Youth -- Recommended by Mary Ann Sibrava, Youth Services Librarian
No More Dead Dogs by Gordon Korman (Hyperion Books for Children, 2000, 180 pp.)
Recommended for grades 5 - 8
click to purchase from MPPL Foundation Bookstore
Wallace, eighth grade football hero, is paying the price for his honest, yet scathing, review of a Old Shep, My Pal. In his mind, it's just another lame book about a dog that dies in the end. Forced to abandon the football team, he must now spend detention watching rehearsals for the school's stage production of that very same, oh-so-boring "classic." In spite of himself, he becomes involved in the production and makes some outrageous--but always honest--suggestions that result in an off-beat and hugely popular stage extravaganza.

August 2003

Adult -- Recommended by Joyce Brantner, Readers Advisor
Flashback by Nevada Barr
click to purchase from MPPL Foundation Bookstore
In Barr's latest Anna Pigeon mystery, we find Anna, a curmudgeonly, charming forest ranger doing temporary duty at little known Dry Tortugas National Park, 70 miles off Key West in the Gulf of Mexico. She takes up her post on Garden Key, home to Fort Jefferson, a notorious Union prison during the Civil War. Fearing Anna's peculiar occupation and current isolated location will do her in, Anna's sister Molly sends her a box of old family memorabilia. Included in the box are piles of letters written by their great-great aunt, who coincidentally had been living at Fort Jefferson during the Civil War. The letters are at once fascinating and chilling, and give her a glimpse into the hard life of that time. Anna has her own drama to deal with, though, as a ranger goes missing, a boat explodes in nearby water, and she nearly drowns while investigating. On top of this, she is beginning to doubt her own sanity. Has she seen a ghost from the past, or is something else afoot? Anna begins to unravel an eerie connection between the current turmoil and past troubles documented in the letters. Fans of this National Park ranger will enjoy this double-layered story with its remarkable setting. And if you are a new reader, like me, you have a real treat in store!
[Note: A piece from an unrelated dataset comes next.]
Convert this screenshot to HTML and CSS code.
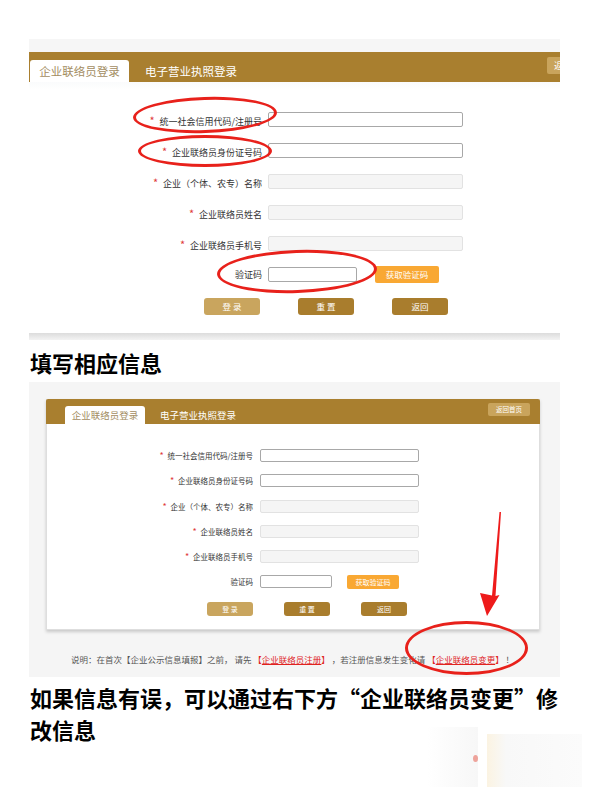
FILE: index.html
```html
<!DOCTYPE html>
<html lang="zh-CN">
<head>
  <meta charset="UTF-8">
  <meta name="viewport" content="width=device-width, initial-scale=1.0">
  <title>企业联络员登录</title>
  <link rel="stylesheet" href="styles.css">
</head>
<body>
  <div class="page">

    <!-- first screenshot: login form -->
    <div class="shot login">
      <div class="login-top"></div>
      <div class="bar">
        <div class="tab active">企业联络员登录</div>
        <div class="tab">电子营业执照登录</div>
        <div class="bar-btn">返回首页</div>
      </div>
      <div class="form">
        <div class="row"><label><i>*</i>统一社会信用代码/注册号</label><span class="field"></span></div>
        <div class="row"><label><i>*</i>企业联络员身份证号码</label><span class="field"></span></div>
        <div class="row"><label><i>*</i>企业（个体、农专）名称</label><span class="field off"></span></div>
        <div class="row"><label><i>*</i>企业联络员姓名</label><span class="field off"></span></div>
        <div class="row"><label><i>*</i>企业联络员手机号</label><span class="field off"></span></div>
        <div class="row"><label>验证码</label><span class="field short"></span><span class="code-btn">获取验证码</span></div>
        <div class="actions">
          <span class="btn light">登 录</span>
          <span class="btn">重 置</span>
          <span class="btn">返回</span>
        </div>
      </div>
      <div class="login-bottom"></div>

      <span class="ring ring-a"></span>
      <span class="ring ring-b"></span>
      <span class="ring ring-c"></span>
    </div>

    <h2 class="caption first">填写相应信息</h2>

    <!-- second screenshot: card with note -->
    <div class="shot panel">
      <div class="card">
        <div class="bar">
          <div class="tab active">企业联络员登录</div>
          <div class="tab">电子营业执照登录</div>
          <div class="bar-btn">返回首页</div>
        </div>
        <div class="form">
          <div class="row"><label><i>*</i>统一社会信用代码/注册号</label><span class="field"></span></div>
          <div class="row"><label><i>*</i>企业联络员身份证号码</label><span class="field"></span></div>
          <div class="row"><label><i>*</i>企业（个体、农专）名称</label><span class="field off"></span></div>
          <div class="row"><label><i>*</i>企业联络员姓名</label><span class="field off"></span></div>
          <div class="row"><label><i>*</i>企业联络员手机号</label><span class="field off"></span></div>
          <div class="row"><label>验证码</label><span class="field short"></span><span class="code-btn">获取验证码</span></div>
          <div class="actions">
            <span class="btn light">登 录</span>
            <span class="btn">重 置</span>
            <span class="btn">返回</span>
          </div>
        </div>
      </div>
      <p class="note">说明：在首次【企业公示信息填报】之前， 请先 <span class="link">【<u>企业联络员注册</u>】</span> ，若注册信息发生变化请 <span class="link">【<u>企业联络员变更</u>】</span> ！</p>

      <svg class="arrow" width="60" height="115" viewBox="0 0 60 115">
        <polygon points="51,7 45.5,91 49.5,90 37,111 30,88 42,90.5 49.5,7" fill="#ee1b1b"/>
      </svg>
      <span class="ring ring-d"></span>
    </div>

    <h2 class="caption">如果信息有误，可以通过右下方“企业联络员变更”修<br>改信息</h2>

    <div class="photo">
      <div class="photo-a"><span class="dot"></span></div>
      <div class="photo-b"></div>
    </div>

  </div>
</body>
</html>
```

FILE: styles.css
```css
body {
  margin: 0;
  background-color: #fff;
  color: #333;
  font-family: "Noto Sans CJK SC", "Liberation Sans", sans-serif;
}
.page {
  width: 531px;
  padding: 39px 0 0 29px;
}
.shot {
  position: relative;
}
.bar {
  display: flex;
  align-items: flex-end;
  background-color: #a97f2f;
}
.tab {
  color: #fff;
  white-space: nowrap;
}
.tab.active {
  background-color: #fff;
  color: #a38d62;
  text-align: center;
  border-radius: 3px 3px 0 0;
}
.bar-btn {
  align-self: flex-start;
  margin-left: auto;
  background-color: #c9a45c;
  color: #fff;
  text-align: center;
  border-radius: 2px;
  white-space: nowrap;
}
.row {
  display: flex;
  align-items: center;
}
.row label {
  text-align: right;
  white-space: nowrap;
  color: #333;
}
.row label i {
  font-style: normal;
  color: #e03a3a;
  display: inline-block;
}
.field {
  display: block;
  box-sizing: border-box;
  background-color: #fff;
  border: 1px solid #a8a8a8;
  border-radius: 2px;
}
.field.off {
  background-color: #f5f5f5;
  border-color: #e2e2e2;
}
.code-btn {
  background-color: #f9a833;
  color: #fff;
  text-align: center;
  border-radius: 2px;
}
.actions {
  display: flex;
}
.btn {
  background-color: #a97d2d;
  color: #fff;
  text-align: center;
  border-radius: 3px;
  white-space: pre;
}
.btn.light {
  background-color: #c9a55e;
}

/* first screenshot */
.login {
  overflow: hidden;
  background-color: #fff;
}
.login-top {
  height: 13px;
  background-color: #f6f6f6;
}
.login .bar {
  height: 30px;
  padding-left: 1px;
}
.login .tab {
  height: 22px;
  line-height: 22px;
  font-size: 11.5px;
}
.login .tab.active {
  width: 99px;
}
.login .tab + .tab {
  margin-left: 16px;
}
.login .bar-btn {
  width: 50px;
  height: 17px;
  line-height: 17px;
  margin-top: 5px;
  margin-right: -37px;
  font-size: 9px;
}
.login .form {
  display: flex;
  flex-direction: column;
  gap: 14px;
  padding: 29px 0 18px;
  background: linear-gradient(#fafbfc, #fff 8px);
}
.login .row {
  height: 17px;
  gap: 6px;
}
.login .row label {
  width: 233px;
  font-size: 9px;
}
.login .row label i {
  width: 10px;
  font-size: 11px;
  text-align: left;
}
.login .field {
  width: 195px;
  height: 15px;
}
.login .field.short {
  width: 89px;
}
.login .code-btn {
  width: 64px;
  height: 17px;
  line-height: 17px;
  margin-left: 12px;
  font-size: 8.5px;
}
.login .actions {
  gap: 38px;
  margin-top: 1px;
  padding-left: 175px;
}
.login .btn {
  width: 56px;
  height: 17px;
  line-height: 17px;
  font-size: 8.5px;
}
.login-bottom {
  height: 7px;
  background: linear-gradient(#dcdcdc, #f3f3f3);
}

/* captions */
.caption {
  margin: 4px 0 2px 1px;
  font-size: 22px;
  line-height: 32px;
  font-weight: 700;
  color: #000;
}
.caption.first {
  margin-top: 6px;
  margin-bottom: 4px;
}

/* second screenshot */
.panel {
  background-color: #f5f5f5;
  padding: 17px 0 12px;
}
.card {
  width: 494px;
  height: 231px;
  box-sizing: border-box;
  margin-left: 17px;
  background-color: #fff;
  border: 1px solid #dedede;
  border-top: none;
  box-shadow: 0 2px 3px rgba(0, 0, 0, 0.18);
}
.panel .bar {
  height: 25px;
  padding: 0 10px 0 19px;
  margin: 0 -1px;
  border-radius: 2px 2px 0 0;
}
.panel .tab {
  height: 18px;
  line-height: 18px;
  font-size: 9.5px;
}
.panel .tab.active {
  width: 80px;
}
.panel .tab + .tab {
  margin-left: 15px;
}
.panel .bar-btn {
  width: 42px;
  height: 13px;
  line-height: 13px;
  margin-top: 4px;
  font-size: 6.5px;
}
.panel .form {
  display: flex;
  flex-direction: column;
  gap: 10.3px;
  padding-top: 24px;
}
.panel .row {
  height: 15px;
  gap: 7px;
}
.panel .row label {
  width: 206px;
  font-size: 7.5px;
}
.panel .row label i {
  width: 8px;
  font-size: 9px;
  text-align: left;
}
.panel .field {
  width: 159px;
  height: 13px;
}
.panel .field.short {
  width: 72px;
}
.panel .code-btn {
  width: 52px;
  height: 14px;
  line-height: 14px;
  margin-left: 8px;
  font-size: 7px;
}
.panel .actions {
  gap: 31px;
  margin-top: 2.5px;
  padding-left: 160px;
}
.panel .btn {
  width: 46px;
  height: 14px;
  line-height: 14px;
  font-size: 7px;
}
.note {
  margin: 23px 0 0 42px;
  font-size: 8.5px;
  line-height: 12px;
  color: #555;
  white-space: nowrap;
}
.note .link {
  color: #e0231f;
}

/* red annotations */
.ring {
  position: absolute;
  box-sizing: border-box;
  border: 3px solid #e8211b;
  border-radius: 50%;
}
.ring-a {
  left: 104px;
  top: 58px;
  width: 144px;
  height: 36px;
  transform: rotate(-2deg);
}
.ring-b {
  left: 109px;
  top: 96px;
  width: 134px;
  height: 32px;
}
.ring-c {
  left: 188px;
  top: 211px;
  width: 160px;
  height: 43px;
  transform: rotate(-2deg);
}
.ring-d {
  left: 376px;
  top: 239px;
  width: 123px;
  height: 54px;
}
.arrow {
  position: absolute;
  left: 421px;
  top: 123px;
}

/* faint picture at the bottom */
.photo {
  display: flex;
  align-items: flex-start;
  gap: 9px;
  width: 155px;
  margin: -20px 0 0 398px;
}
.photo-a {
  position: relative;
  flex-shrink: 0;
  width: 51px;
  height: 60px;
  background: linear-gradient(90deg, #fff, #f7f7f7);
}
.photo-b {
  flex-shrink: 0;
  width: 95px;
  height: 53px;
  margin-top: 7px;
  background: linear-gradient(90deg, #fbf3e2, #f8f8f8 20%, #fbfbfb);
}
.dot {
  position: absolute;
  right: 0;
  top: 28px;
  width: 5px;
  height: 7px;
  border-radius: 50%;
  background-color: #eea39b;
}
```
Video -- Recommended by John McInnes, Reference Librarian
Wet Hot American Summer(2001) Starring Janeane Garofalo, David Hyde Pierce and Michael Showalter
Written by Michael Showalter and David Wain
Directed by David Wain
click to purchase from MPPL Foundation Bookstore
As WET HOT AMERICAN SUMMER opens on the final day at Camp Firewood in 1981, you might find yourself momentarily thinking you're watching some sort of MEATBALLS-derived teen comedy of that era. But SUMMER is actually a wickedly smart parody of late-70s/early-80s teen flicks. That might sound like fairly narrow comedic ground to some-and indeed, viewers born before about 1962 should consider themselves duly warned that it might be a bit too postmodern for all sensibilities-but SUMMER has no trouble finding laughs, from irony-drenched displays of period fashions to sly send-ups of teen-pic cliches (notably a hilariously vague spoof of training montages). Gags is this episodic romp range from character bits (Paul Rudd's hysterically sullen teen lothario; Christopher Meloni's perverse cook) to complete silliness (an impending Skylab crash). WET HOT AMERICAN SUMMER might tackle an age that really doesn't require revisiting, but fans of sly alternative comedy like MR. SHOW will laugh their tails off.

July 2003

Adult -- Recommended by Frances Mitilineos, Reader Services
Southampton Row by Anne Perry
click to purchase from MPPL Foundation Bookstore
Southampton Row is a perfect mystery for summer reading. One of a series of Victorian mysteries featuring Thomas Pitt and his wife, Charlotte, this novel revolves around Pitt’s investigation of the death of a medium while fighting the mysterious and deadly Inner Circle, a cabal of highly placed politicians who will stop at nothing to achieve their own ends. Pitt is a working class policeman who has risen through the ranks through personal merit and honesty. His wife, Charlotte, is an independent-minded woman of more gentile background, who is unable to resist meddling in Pitt’s cases. Like Perry’s other novels, Southampton Row provides interesting glimpses of the British Empire and of Britain’s class-structure and political system. While providing a good story with secondary themes of socially inappropriate romances and the belief in spiritualism, Southampton Row also says something worthwhile about grief and loss, and religion and its failings. This series began with The Cater Street Hangman.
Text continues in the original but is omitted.